I am passing the information and links you have provided back to
the Bisq network engineers (this is unfortunately not where I am
at).
They have asked me to ask here also if, when connected to a
hidden service, the circuit becomes "dirty" after default 10
minutes and resets?
On 6 March 2018 at 17:54, Michael Jonker <michael@openpoint.ie> wrote:
2) Bisq 's infrastructural backbone runs as a P2P network over TOR network. Clients talk to each other and there are various hidden services providing network resources.
At the risk of blowing my own trumpet, I tried writing up suggestions for hardening hidden services to preserve their anonymity:
...although the above was written long before I got seriously into EOTK, and into the amazing benefits of using Unix-domain sockets to connect my webservers and tor-daemons.

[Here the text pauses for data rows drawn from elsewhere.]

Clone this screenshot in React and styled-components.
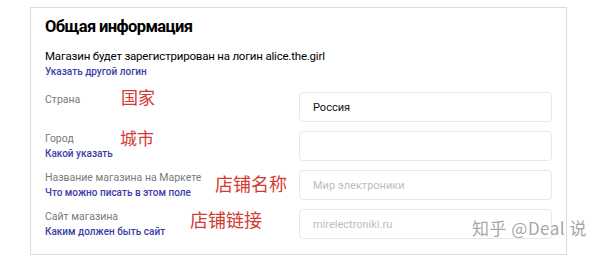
import styled, { createGlobalStyle } from 'styled-components'

const Global = createGlobalStyle`
  body {
    margin: 0;
    background: #ffffff;
    font-family: Roboto, "Noto Sans", Arial, sans-serif;
  }
`

const Page = styled.div`
  position: relative;
  width: 600px;
  height: 265px;
  padding: 7px 0 0 30px;
  box-sizing: border-box;
`

const Card = styled.section`
  width: 537px;
  box-sizing: border-box;
  border: 1px solid #dcdcdc;
  padding: 7px 14px 15px 14px;
  background: #fff;
`

const Title = styled.h2`
  margin: 0 0 9px;
  font-size: 16.5px;
  line-height: 24px;
  font-weight: 700;
  letter-spacing: -0.6px;
  color: #000;
`

const Intro = styled.p`
  margin: 0 0 13px;
  font-size: 11.5px;
  line-height: 16px;
  letter-spacing: -0.2px;
  color: #000;
`

const Link = styled.a`
  display: block;
  color: #3d3da8;
  font-size: 10px;
  font-weight: 500;
  line-height: 15px;
  letter-spacing: 0;
  text-decoration: none;
  white-space: nowrap;
`

const Rows = styled.div`
  display: flex;
  flex-direction: column;
  gap: 9px;
`

const Row = styled.div`
  display: grid;
  grid-template-columns: 1fr 253px;
  align-items: start;
`

const LabelSide = styled.div`
  position: relative;
  display: flex;
  flex-direction: column;
  min-height: 30px;
`

const Label = styled.span`
  font-size: 10.5px;
  line-height: 15px;
  color: #7a7a7a;
  white-space: nowrap;
`

const Note = styled.span`
  position: absolute;
  left: ${(p) => p.$left}px;
  top: ${(p) => p.$top}px;
  font-family: "Noto Sans CJK SC", sans-serif;
  font-size: ${(p) => p.$size}px;
  line-height: 20px;
  color: #d23a32;
  white-space: nowrap;
`

const Input = styled.div`
  height: 30px;
  box-sizing: border-box;
  border: 1px solid #e8e8e8;
  border-radius: 4px;
  padding: 0 13px;
  display: flex;
  align-items: center;
  font-size: 11px;
  color: ${(p) => (p.$placeholder ? '#bdbdbd' : '#111')};
`

const Watermark = styled.div`
  position: absolute;
  left: 472px;
  top: 217px;
  font-family: "Noto Sans CJK SC", "Noto Sans", sans-serif;
  font-size: 17px;
  line-height: 22px;
  color: rgba(135, 135, 135, 0.75);
  text-shadow: 0 0 2px #fff, 0 0 2px #fff;
  letter-spacing: 0.5px;
`

const fields = [
  { label: 'Страна', note: '国家', size: 17, left: 76, top: -5, value: 'Россия' },
  { label: 'Город', link: 'Какой указать', note: '城市', size: 17, left: 75, top: -3 },
  {
    label: 'Название магазина на Маркете',
    link: 'Что можно писать в этом поле',
    note: '店铺名称',
    size: 18,
    left: 170,
    top: 3,
    placeholder: 'Мир электроники',
  },
  {
    label: 'Сайт магазина',
    link: 'Каким должен быть сайт',
    note: '店铺链接',
    size: 18,
    left: 145,
    top: 0,
    placeholder: 'mirelectroniki.ru',
  },
]

const App = () => {
  return (
    <Page>
      <Global />
      <Card>
        <Title>Общая информация</Title>
        <Intro>
          Магазин будет зарегистрирован на логин alice.the.girl
          <Link href="#">Указать другой логин</Link>
        </Intro>
        <Rows>
          {fields.map((f) => (
            <Row key={f.label}>
              <LabelSide>
                <Label>{f.label}</Label>
                {f.link && <Link href="#">{f.link}</Link>}
                <Note $left={f.left} $top={f.top} $size={f.size}>
                  {f.note}
                </Note>
              </LabelSide>
              <Input $placeholder={!f.value}>{f.value || f.placeholder || ''}</Input>
            </Row>
          ))}
        </Rows>
      </Card>
      <Watermark>知乎 @Deal 说</Watermark>
    </Page>
  )
}

export default App
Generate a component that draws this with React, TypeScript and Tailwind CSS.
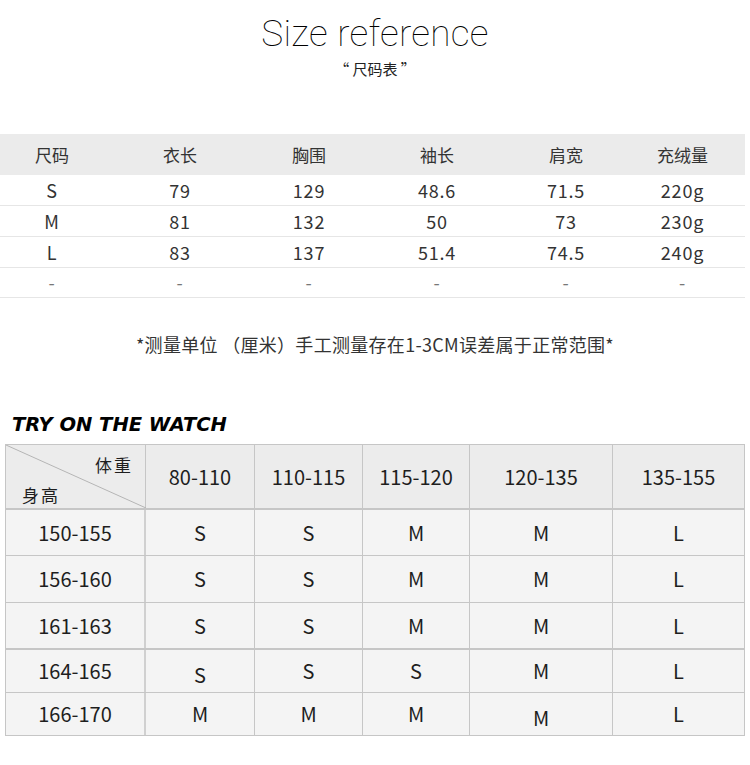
import React from "react";

const cjk = { fontFamily: '"Noto Sans CJK SC", "Noto Sans", sans-serif' };

const top = [
  ["S", "79", "129", "48.6", "71.5", "220g"],
  ["M", "81", "132", "50", "73", "230g"],
  ["L", "83", "137", "51.4", "74.5", "240g"],
  ["-", "-", "-", "-", "-", "-"],
];

const heads = ["尺码", "衣长", "胸围", "袖长", "肩宽", "充绒量"];

const bottom: { h: string; v: string[]; off?: number[]; rowH: string }[] = [
  { h: "150-155", v: ["S", "S", "M", "M", "L"], rowH: "h-[46px]" },
  { h: "156-160", v: ["S", "S", "M", "M", "L"], rowH: "h-[47px]" },
  { h: "161-163", v: ["S", "S", "M", "M", "L"], rowH: "h-[47px]" },
  { h: "164-165", v: ["S", "S", "S", "M", "L"], off: [1, 0, 0, 0, 0], rowH: "h-[43px]" },
  { h: "166-170", v: ["M", "M", "M", "M", "L"], off: [0, 0, 0, 1, 0], rowH: "h-[42px]" },
];

const weights = ["80-110", "110-115", "115-120", "120-135", "135-155"];

export default function App() {
  return (
    <div className="w-[750px] h-[765px] bg-white text-[#222] overflow-hidden" style={cjk}>
      <div
        className="pt-[14px] text-center text-[37px] leading-[40px] font-thin tracking-[0.3px] text-black"
        style={{ fontFamily: '"Roboto", "Open Sans", sans-serif' }}
      >
        Size reference
      </div>
      <div className="mt-[5px] text-center text-[15px] leading-[20px] text-[#222]">“ 尺码表 ”</div>

      <div className="mt-[55px] w-[745px]">
        <div className="grid grid-cols-[104px_152px_106px_150px_108px_125px] h-[41px] bg-[#ebebeb] items-center text-[17px] text-[#333]">
          {heads.map((h) => (
            <div key={h} className="text-center">{h}</div>
          ))}
        </div>
        {top.map((r, i) => (
          <div
            key={i}
            className={`grid grid-cols-[104px_152px_106px_150px_108px_125px] items-center text-[18px] tracking-[0.8px] text-[#333] border-b border-[#e6e6e6] ${i === 3 ? "h-[30px]" : "h-[31px]"}`}
          >
            {r.map((c, j) => (
              <div key={j} className={`text-center ${c === "-" ? "text-[#777]" : ""}`}>{c}</div>
            ))}
          </div>
        ))}
      </div>

      <div className="mt-[34px] text-center text-[18px] leading-[24px] text-[#333] tracking-[0.3px]">
        *测量单位 （厘米）手工测量存在1-3CM误差属于正常范围*
      </div>

      <div
        className="mt-[57px] ml-[12px] text-[19.5px] leading-[24px] font-bold italic text-black"
        style={{ fontFamily: '"DejaVu Sans", sans-serif' }}
      >
        TRY ON THE WATCH
      </div>

      <div className="mt-[7px] ml-[5px] w-[740px] border border-[#c6c6c6] text-[20px] text-[#1e1e1e]">
        <div className="grid grid-cols-[140px_109px_108px_107px_143px_131px] h-[65px] bg-[#ececec] border-b-2 border-[#c6c6c6]">
          <div className="relative border-r border-[#c6c6c6]">
            <svg className="absolute inset-0" width="140" height="63" viewBox="0 0 140 63" preserveAspectRatio="none">
              <line x1="0" y1="0" x2="140" y2="63" stroke="#b5b5b5" strokeWidth="1" />
            </svg>
            <div className="absolute right-[12px] top-[7px] text-[17px] tracking-[2px]">体重</div>
            <div className="absolute left-[16px] top-[37px] text-[17px] tracking-[2px]">身高</div>
          </div>
          {weights.map((w, i) => (
            <div key={w} className={`flex items-center justify-center ${i < 4 ? "border-r border-[#c6c6c6]" : ""}`}>
              {w}
            </div>
          ))}
        </div>
        {bottom.map((r, i) => (
          <div
            key={r.h}
            className={`grid grid-cols-[140px_109px_108px_107px_143px_131px] bg-[#f4f4f4] ${r.rowH} ${i < 4 ? (i === 2 ? "border-b-2 border-[#c6c6c6]" : "border-b border-[#c6c6c6]") : ""}`}
          >
            <div className="flex items-center justify-center border-r-2 border-[#d0d0d0]">{r.h}</div>
            {r.v.map((c, j) => (
              <div
                key={j}
                className={`flex items-center justify-center ${j < 4 ? "border-r border-[#c6c6c6]" : ""} ${r.off && r.off[j] ? "pt-[8px]" : ""}`}
              >
                {c}
              </div>
            ))}
          </div>
        ))}
      </div>
    </div>
  );
}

Aside: the benefits of Unix-domain sockets include:
- massively increased resistance to socket-table-filling denial-of-onion-service attacks, and faster recovery times- (probably) lower latency- reduced (but not eliminated) risk of IP metadata leakage of internet address, etc, because less reliance on network addresses
But between *that* document, and some of the tech in EOTK, there may be some useful hardening tips for you.